Sometimes life is a fountain of chocolat
Like I said: busking won’t make you rich money-wise. There are far better reasons to play in the streets though: all kinds of things cross your way. Not only Bulgarian accordeonists looking for rich unmarried women from the north of Europe to have coffees with (see my previous report, May 2010)
Salvador for example, was a completely different story. He was walking arm in arm with his wife when he saw me playing at the boulevard with my guitarcase at my feet and my red hat as my officious trade mark. Together they choose a bench that looked out over the sea and they sat there listening quietly for about an hour. Only when I started to pack my things, they came over to buy a cd.
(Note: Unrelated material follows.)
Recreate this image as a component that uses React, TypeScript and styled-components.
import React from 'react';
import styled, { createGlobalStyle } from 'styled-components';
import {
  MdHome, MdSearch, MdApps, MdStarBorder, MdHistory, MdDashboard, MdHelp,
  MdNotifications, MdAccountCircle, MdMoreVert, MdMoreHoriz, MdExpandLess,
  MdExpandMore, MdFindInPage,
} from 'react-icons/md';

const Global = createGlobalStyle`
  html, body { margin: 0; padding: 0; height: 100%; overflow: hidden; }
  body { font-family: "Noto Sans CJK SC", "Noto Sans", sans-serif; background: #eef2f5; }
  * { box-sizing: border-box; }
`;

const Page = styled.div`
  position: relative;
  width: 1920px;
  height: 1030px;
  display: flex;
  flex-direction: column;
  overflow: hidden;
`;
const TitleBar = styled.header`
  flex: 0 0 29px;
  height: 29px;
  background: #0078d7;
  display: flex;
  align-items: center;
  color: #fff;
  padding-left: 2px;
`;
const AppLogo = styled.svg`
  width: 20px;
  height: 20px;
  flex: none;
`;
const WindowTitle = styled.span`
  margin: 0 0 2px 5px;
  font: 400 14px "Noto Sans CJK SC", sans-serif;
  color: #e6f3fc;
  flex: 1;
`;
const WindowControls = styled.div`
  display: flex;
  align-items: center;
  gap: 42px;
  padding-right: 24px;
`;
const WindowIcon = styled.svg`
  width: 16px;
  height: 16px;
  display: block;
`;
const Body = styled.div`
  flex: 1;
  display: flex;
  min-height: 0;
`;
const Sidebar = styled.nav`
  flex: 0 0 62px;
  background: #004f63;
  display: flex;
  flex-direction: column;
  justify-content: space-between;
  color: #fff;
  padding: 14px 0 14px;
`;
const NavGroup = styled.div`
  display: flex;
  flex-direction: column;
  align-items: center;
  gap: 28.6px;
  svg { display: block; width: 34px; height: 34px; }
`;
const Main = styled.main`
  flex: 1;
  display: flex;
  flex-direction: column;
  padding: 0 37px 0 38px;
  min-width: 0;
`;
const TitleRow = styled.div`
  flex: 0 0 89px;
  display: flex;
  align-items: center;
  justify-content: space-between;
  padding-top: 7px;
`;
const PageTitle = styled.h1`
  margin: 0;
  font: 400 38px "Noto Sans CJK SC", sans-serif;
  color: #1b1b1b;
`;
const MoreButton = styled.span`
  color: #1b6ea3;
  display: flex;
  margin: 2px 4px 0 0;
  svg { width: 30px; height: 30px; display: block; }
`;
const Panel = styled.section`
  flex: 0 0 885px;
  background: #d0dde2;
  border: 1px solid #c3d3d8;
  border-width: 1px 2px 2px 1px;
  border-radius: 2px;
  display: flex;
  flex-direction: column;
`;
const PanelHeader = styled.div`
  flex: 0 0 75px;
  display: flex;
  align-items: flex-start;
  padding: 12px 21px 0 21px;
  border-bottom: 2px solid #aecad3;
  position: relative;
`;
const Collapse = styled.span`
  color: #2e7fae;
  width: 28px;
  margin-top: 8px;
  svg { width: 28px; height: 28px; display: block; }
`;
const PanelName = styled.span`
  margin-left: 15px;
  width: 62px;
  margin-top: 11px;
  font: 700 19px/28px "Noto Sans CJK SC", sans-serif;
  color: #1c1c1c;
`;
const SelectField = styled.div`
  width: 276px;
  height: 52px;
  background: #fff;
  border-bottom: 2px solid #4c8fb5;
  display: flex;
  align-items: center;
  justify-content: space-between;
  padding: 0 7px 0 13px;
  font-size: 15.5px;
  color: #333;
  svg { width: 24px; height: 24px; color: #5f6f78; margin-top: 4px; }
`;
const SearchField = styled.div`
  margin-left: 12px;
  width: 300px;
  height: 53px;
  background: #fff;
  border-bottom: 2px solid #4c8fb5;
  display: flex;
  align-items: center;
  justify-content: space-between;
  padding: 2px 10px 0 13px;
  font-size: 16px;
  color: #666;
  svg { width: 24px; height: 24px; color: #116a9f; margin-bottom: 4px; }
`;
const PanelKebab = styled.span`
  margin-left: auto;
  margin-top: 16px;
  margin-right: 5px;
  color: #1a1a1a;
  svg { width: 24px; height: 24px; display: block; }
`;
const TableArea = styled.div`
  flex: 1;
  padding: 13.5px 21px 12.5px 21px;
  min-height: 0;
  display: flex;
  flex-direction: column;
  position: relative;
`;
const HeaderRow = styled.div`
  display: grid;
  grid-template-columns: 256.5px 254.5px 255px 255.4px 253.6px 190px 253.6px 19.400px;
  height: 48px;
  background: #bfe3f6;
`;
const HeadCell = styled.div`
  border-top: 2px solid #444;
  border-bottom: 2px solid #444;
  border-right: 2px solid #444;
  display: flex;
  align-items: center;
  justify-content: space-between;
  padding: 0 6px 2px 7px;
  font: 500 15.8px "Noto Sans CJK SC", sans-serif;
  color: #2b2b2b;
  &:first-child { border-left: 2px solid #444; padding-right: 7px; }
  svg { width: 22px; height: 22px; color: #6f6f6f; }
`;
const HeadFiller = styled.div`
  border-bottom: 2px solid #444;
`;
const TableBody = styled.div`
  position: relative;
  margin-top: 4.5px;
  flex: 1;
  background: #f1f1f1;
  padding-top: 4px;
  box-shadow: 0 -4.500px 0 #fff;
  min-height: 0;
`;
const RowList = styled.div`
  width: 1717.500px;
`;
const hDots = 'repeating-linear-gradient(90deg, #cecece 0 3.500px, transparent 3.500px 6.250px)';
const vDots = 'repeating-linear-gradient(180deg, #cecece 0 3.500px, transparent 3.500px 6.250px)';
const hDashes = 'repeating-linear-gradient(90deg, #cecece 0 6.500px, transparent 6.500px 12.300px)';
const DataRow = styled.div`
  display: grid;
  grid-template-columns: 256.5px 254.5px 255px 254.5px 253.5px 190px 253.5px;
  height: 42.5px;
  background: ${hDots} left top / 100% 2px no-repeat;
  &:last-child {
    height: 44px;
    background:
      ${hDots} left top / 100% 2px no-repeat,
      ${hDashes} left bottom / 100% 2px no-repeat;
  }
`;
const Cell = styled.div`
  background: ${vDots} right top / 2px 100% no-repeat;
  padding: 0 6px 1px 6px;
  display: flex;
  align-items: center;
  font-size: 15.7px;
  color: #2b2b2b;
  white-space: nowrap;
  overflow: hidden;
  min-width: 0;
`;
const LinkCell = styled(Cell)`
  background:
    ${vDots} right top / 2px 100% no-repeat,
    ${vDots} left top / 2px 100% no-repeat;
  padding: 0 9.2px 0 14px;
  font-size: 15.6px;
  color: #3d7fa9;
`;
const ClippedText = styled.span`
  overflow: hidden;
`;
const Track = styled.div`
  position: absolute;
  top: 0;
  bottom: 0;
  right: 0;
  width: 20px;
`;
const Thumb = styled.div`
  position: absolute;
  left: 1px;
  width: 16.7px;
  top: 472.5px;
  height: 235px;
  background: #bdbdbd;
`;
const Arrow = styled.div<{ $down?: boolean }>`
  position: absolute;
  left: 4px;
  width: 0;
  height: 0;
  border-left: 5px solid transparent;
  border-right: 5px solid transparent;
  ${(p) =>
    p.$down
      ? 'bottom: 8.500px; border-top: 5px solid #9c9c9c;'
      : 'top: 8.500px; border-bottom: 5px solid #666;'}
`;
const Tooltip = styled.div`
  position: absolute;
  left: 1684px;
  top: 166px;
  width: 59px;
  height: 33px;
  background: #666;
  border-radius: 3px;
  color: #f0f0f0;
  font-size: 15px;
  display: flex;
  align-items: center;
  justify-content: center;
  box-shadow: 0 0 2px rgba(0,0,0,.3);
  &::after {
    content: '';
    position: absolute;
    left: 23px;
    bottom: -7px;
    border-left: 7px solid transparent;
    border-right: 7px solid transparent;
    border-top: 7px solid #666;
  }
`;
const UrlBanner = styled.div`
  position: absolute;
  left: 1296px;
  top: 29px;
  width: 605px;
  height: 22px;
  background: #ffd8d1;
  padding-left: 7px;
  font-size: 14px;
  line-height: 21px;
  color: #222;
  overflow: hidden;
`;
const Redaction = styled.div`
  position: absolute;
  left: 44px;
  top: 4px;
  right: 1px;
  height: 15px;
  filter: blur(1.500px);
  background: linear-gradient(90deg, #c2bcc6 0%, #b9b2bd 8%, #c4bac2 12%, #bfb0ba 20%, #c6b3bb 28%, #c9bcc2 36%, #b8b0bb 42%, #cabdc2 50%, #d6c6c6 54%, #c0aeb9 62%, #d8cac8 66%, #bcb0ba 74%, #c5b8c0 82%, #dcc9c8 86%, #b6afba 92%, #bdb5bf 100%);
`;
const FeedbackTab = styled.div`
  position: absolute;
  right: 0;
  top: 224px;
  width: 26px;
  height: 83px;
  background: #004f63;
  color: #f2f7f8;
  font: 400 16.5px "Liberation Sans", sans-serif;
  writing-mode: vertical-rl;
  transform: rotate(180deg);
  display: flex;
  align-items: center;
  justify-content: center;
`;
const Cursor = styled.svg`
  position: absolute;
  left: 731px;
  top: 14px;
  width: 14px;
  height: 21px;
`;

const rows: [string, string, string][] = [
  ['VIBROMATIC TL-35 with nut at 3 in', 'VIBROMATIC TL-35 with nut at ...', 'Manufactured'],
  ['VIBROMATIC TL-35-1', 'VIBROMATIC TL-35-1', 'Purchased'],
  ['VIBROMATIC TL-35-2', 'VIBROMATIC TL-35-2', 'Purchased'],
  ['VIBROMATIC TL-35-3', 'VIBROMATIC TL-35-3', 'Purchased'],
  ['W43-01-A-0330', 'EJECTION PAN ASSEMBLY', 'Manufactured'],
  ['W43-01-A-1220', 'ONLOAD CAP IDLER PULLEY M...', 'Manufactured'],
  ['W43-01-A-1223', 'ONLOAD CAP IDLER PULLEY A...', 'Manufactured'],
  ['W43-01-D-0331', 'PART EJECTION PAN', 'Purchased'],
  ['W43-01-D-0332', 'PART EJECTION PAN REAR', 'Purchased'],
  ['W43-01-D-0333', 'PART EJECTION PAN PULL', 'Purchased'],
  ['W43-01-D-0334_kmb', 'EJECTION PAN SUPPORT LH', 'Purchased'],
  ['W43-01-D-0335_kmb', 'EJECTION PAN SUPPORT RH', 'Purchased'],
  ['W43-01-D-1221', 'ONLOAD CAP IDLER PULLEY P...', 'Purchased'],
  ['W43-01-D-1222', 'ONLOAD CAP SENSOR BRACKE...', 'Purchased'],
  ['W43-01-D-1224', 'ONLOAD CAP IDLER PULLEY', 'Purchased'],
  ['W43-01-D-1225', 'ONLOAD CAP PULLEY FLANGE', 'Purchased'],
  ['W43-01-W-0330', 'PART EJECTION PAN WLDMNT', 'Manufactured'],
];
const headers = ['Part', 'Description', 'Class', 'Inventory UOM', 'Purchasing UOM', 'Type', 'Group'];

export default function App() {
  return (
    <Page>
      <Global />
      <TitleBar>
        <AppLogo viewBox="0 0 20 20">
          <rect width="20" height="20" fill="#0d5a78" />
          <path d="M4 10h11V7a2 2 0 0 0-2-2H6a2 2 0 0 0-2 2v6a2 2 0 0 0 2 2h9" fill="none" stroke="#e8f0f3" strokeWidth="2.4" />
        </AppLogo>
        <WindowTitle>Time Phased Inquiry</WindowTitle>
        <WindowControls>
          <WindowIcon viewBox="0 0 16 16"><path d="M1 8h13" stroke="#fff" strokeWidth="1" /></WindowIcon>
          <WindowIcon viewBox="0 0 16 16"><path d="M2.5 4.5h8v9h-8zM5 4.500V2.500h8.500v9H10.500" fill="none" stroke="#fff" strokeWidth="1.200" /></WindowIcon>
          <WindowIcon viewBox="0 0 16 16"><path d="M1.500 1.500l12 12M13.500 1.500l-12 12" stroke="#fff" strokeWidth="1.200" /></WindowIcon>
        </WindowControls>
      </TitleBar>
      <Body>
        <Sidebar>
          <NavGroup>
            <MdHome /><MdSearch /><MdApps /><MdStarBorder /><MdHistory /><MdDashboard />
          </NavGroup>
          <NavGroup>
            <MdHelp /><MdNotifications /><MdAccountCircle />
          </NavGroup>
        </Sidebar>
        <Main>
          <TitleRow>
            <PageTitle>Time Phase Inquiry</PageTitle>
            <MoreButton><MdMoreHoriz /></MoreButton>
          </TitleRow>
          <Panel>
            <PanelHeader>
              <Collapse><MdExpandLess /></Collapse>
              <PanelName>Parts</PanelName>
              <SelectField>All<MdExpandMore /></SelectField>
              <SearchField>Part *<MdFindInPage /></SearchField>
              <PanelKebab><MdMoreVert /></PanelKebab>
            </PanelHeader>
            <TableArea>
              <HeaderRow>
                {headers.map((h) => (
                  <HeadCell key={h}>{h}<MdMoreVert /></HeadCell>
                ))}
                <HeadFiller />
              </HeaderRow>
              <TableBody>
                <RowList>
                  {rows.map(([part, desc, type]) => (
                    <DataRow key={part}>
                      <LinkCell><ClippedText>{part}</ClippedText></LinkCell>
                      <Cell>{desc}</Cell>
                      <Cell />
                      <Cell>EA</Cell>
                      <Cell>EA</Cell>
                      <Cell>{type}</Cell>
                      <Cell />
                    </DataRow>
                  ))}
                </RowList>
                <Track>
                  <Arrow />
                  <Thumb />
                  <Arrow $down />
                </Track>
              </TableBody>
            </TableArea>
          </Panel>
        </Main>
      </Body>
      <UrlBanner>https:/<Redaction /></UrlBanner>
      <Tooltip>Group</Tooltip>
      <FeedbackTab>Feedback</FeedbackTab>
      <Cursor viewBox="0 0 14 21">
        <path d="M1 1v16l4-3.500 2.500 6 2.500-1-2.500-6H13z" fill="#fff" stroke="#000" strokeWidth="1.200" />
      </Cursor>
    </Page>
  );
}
Soon I knew a lot about their daughter, their work, their holidays and, of course, life in Cádiz. They were curious to know what Holland was like, what my music was about and what I was doing in Spain. Like Spanish people do, they explicidly said that I was more than welcome at their place in Santa Maria if I’d be around there some time. And like Spanish people do, I said I would certainly pass by then. And eventhough these promises always made me a little warm inside, I didn’t expect to see the friendly Salvador or his wife again.
But a few weeks later we met by chance again, at exactly the same spot on the boulevard. They had enjoyed listening to the cd and they had been looking for me on the boulevard; we had been there on different days. He was planning the celebration of his 50th birthday and they would like me to come and sing if I wanted to, in August. It was May now. Eeerr.. yeah, sure! We exchanged phone numbers. I had never seen a Spaniard before that planned things further ahead then tomorrow. You see, planning things for tomorrow is necessary not to have to do them today; there’s no reason at all to plan things for any day passed tomorrow though. So I didn’t really know what to think of his story. Well, I would find that out in summer anyway, I’d see.
But to my surprise I did receive an sms from Salvador two months later, and soon after that he personally gave me an invitation for his party at the boulevard.
The location was beautiful: the round high tables looked elegant under the white cloths, tied together close to the ground. There was an impressive buffet and I was free to try everything on it as Salvador’s “special guest”, as he explicidly told me a few times, and there were comfortable lounge-corners with big pillows to sink in. Everywhere I could see little lights flickering; also in the garden that had an open connection to the room, and a big ovale bar besides the “entrance” made the picture complete. This was something quite different from the street. Everything became even more unreal because everyone had stuck to the dresscode “white”, and when the Salvador and his wife revealed a true fountain of chocolat with all kinds of fruit as a dessert, all that I could do was smile happily. Now I knew for sure that this was for real: I would never make up something as bizar as this myself.
I only had to play about five songs, so I would have enough time to “make myself comfortable, enjoy and have a good time too”, but after those few songs I sold more cd’s then I ever did at one night. After two more hours of dancing I said goodbye to Salvador, his wife and daughter, and the other guests that had stayed. I didn’t know if I would ever see them again. I didn’t think so. I did hope so. Who knows.
“Life is what happens to you while you’re busy making other plans,” (John Lennon). Sometimes life is a fountain of chocolat, John.